In fact, likely a result of the robust level of media coverage last year’s reporting generated, our Authentic Insights research recently revealed the gender pay gap is now one of the top three issues that UK consumers expect companies to take action on, along with other workplace issues such as income gaps, executive pay, diversity and sexual harassment.

It is the reflection of a broader shift we are seeing in terms of expectations of businesses. Seventy-four percent of consumers expect companies to go beyond mandated regulations and to be actively working to solve societal issues. And a majority of communications professionals believe that it is how they respond to social issues like automation, mental health and gender diversity, will define their company’s purpose in the next five years. There is broad recognition that companies have their work cut out for them on these issues and that it needs to be prioritised to maintain a respected reputation.

So, what does this mean for companies and the 2018 gender pay gap?

  1. Companies need to be prepared to prioritise and discuss social issues, but it can’t be about lip service. When taking a stand on issues like gender parity, the latest research has shown that engaged consumers expect companies to act, change policy and leverage their position to be the change they are advocating for. This is evidenced in the media landscape as well – as coverage indicates journalists are beginning to look beyond what numbers are being reported, to critically examining what action they are taking to redress the gender balance. Put simply, having a nice story doesn’t cut it. Organisations need to develop an actionable plan that will affect change.

  2. Have a credible, robust explanation for why there is a gender pay gap. Companies can’t hide behind numbers because there is a likely risk they’ll be found out. Transparency and commitment is always the best policy, particularly when there is an issue that needs addressing. What’s more, over a third (38%) of consumers said that if a company explains why they have taken a position on an issue that is important to them, they are extremely or very likely to continue to support them, even if they disagree.

  3. Don’t try and simplify it. The gender pay gap is part of a much bigger, complex conversation on gender equality and isn’t going to be solved by one solution. Companies should ensure any strategies to combat gender pay gap takes into account broader issues of diversity and inclusion such as ethnic discrimination, workforce re-entry, career progression, etc., and this may play a larger role in this year’s media reporting.

  4. Share a female point of view. No one wants to hear a businessman explaining issues related to women’s rights and gender equality.
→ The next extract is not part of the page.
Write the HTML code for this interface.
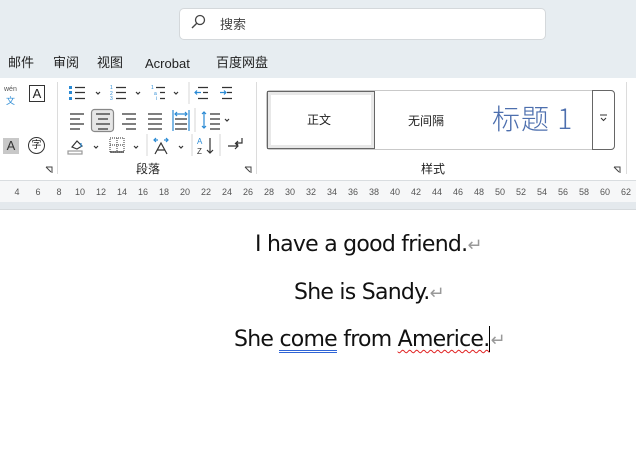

Identify senior women or case studies within your business who can help shed light on the issues at hand and speak first-hand about the company’s strategy to reversing the gender pay gap.

  5. Engage employees first. Regardless of how active a company’s external communications strategy is, employees are the most important audience and share the same – if not stronger – expectations than general consumers. It is important to get preparation and internal communication about the gender pay gap right to ensure transparency and continued advocacy from employees. Given the sensitive nature of the communication, it is recommended that employees hear about the gender pay gap directly from their managers with whom they have a closer professional relationship. Companies should take a leadership-led cascade approach, ensuring that all managers feel supported to lead conversations with their direct team on the gender pay gap.
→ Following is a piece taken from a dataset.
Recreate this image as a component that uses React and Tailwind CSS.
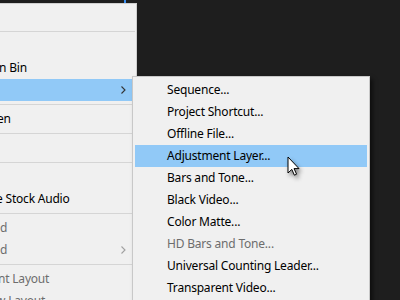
import React from "react";

const leftItems = [
    { text: "" },
    { sep: true },
    { text: "" },
    { text: "n Bin", shift: -1 },
    { text: "", active: true, sub: true },
    { sep: true },
    { text: "en", shift: -3 },
    { sep: true },
    { text: "" },
    { sep: true },
    { text: "" },
    { text: "e Stock Audio", shift: -4 },
    { sep: true },
    { text: "id", shift: -3, disabled: true },
    { text: "id", shift: -3, disabled: true, sub: true },
    { sep: true },
    { text: "nt Layout", shift: -2, disabled: true },
    { text: "w Layout", shift: -4, disabled: true },
];

const subItems = [
    { text: "Sequence..." },
    { text: "Project Shortcut..." },
    { text: "Offline File..." },
    { text: "Adjustment Layer...", active: true },
    { text: "Bars and Tone..." },
    { text: "Black Video..." },
    { text: "Color Matte..." },
    { text: "HD Bars and Tone...", disabled: true },
    { text: "Universal Counting Leader..." },
    { text: "Transparent Video..." },
];

const Chevron = ({ disabled }) => (
    <svg width="5" height="8" viewBox="0 0 5 8" className="shrink-0">
        <path d="M0.5 0.5 L4 4 L0.5 7.5" fill="none" stroke={disabled ? "#a0a0a0" : "#333"} strokeWidth="1.1" />
    </svg>
);

const Cursor = () => (
    <svg width="14" height="21" viewBox="0 0 14 21" className="absolute left-[287px] top-[156px] drop-shadow-[2px_3px_2px_rgba(0,0,0,0.45)]">
        <path d="M1 1 L1 17 L4.8 13.4 L7.4 19.2 L9.6 18.2 L7 12.6 L12 12.6 Z" fill="#fff" stroke="#000" strokeWidth="1" strokeLinejoin="round" />
    </svg>
);

const App = () => {
    return (
        <div className="relative w-[400px] h-[300px] overflow-hidden bg-[#1e1e1e]" style={{ fontFamily: '"Noto Sans", "Open Sans", sans-serif' }}>
            <div className="absolute left-[124px] top-0 w-[2px] h-[3px] bg-[#3b8ff0]" />

            {/* left context menu */}
            <div className="absolute left-0 top-[3px] w-[137px] h-[320px] bg-[#f0f0f0] border-t border-r border-[#cfcfcf] pt-[2px]">
                {leftItems.map((item, i) =>
                    item.sep ? (
                        <div key={i} className="py-[3px]">
                            <div className="h-px bg-[#d5d5d5] mr-[1px]" />
                        </div>
                    ) : (
                        <div
                            key={i}
                            className={`h-[22px] flex items-center justify-between pr-[10px] text-[12px] tracking-[-0.2px] whitespace-nowrap ${item.active ? "bg-[#91c9f7]" : ""} ${item.disabled ? "text-[#6d6d6d]" : "text-black"}`}
                        >
                            <span style={{ marginLeft: item.shift || 0 }}>{item.text}</span>
                            {item.sub && <Chevron disabled={item.disabled} />}
                        </div>
                    )
                )}
            </div>

            {/* new item submenu */}
            <div className="absolute left-[132px] top-[76px] w-[238px] h-[240px] bg-[#f0f0f0] border border-[#c8c8c8] p-[2px] shadow-[3px_3px_4px_rgba(0,0,0,0.5)]">
                {subItems.map((item, i) => (
                    <div
                        key={i}
                        className={`h-[22px] flex items-center pl-[32px] text-[12px] tracking-[-0.2px] whitespace-nowrap ${item.active ? "bg-[#91c9f7]" : ""} ${item.disabled ? "text-[#6d6d6d]" : "text-black"}`}
                    >
                        {item.text}
                    </div>
                ))}
            </div>

            <Cursor />
        </div>
    );
};

export default App;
  6. Engage the C-suite: When it comes to who speaks on behalf of their companies with regards to issues, it is the CEO who is the most important to hear from, as well as the most credible. He or she should reflect and embody the values of the company. Full stop. Consumers and employees expect nothing less and will want leaders to respond to how the gender pay gap along with other important social issues, are being addressed.

Although it may be too early for company’s gender pay gap figures to reflect change this year, if we know anything it is that consumer expectations are changing.

Companies need to outline a clear plan for how they will be addressing the gender pay gap and broader social issues. And they will be expected to back it up with action.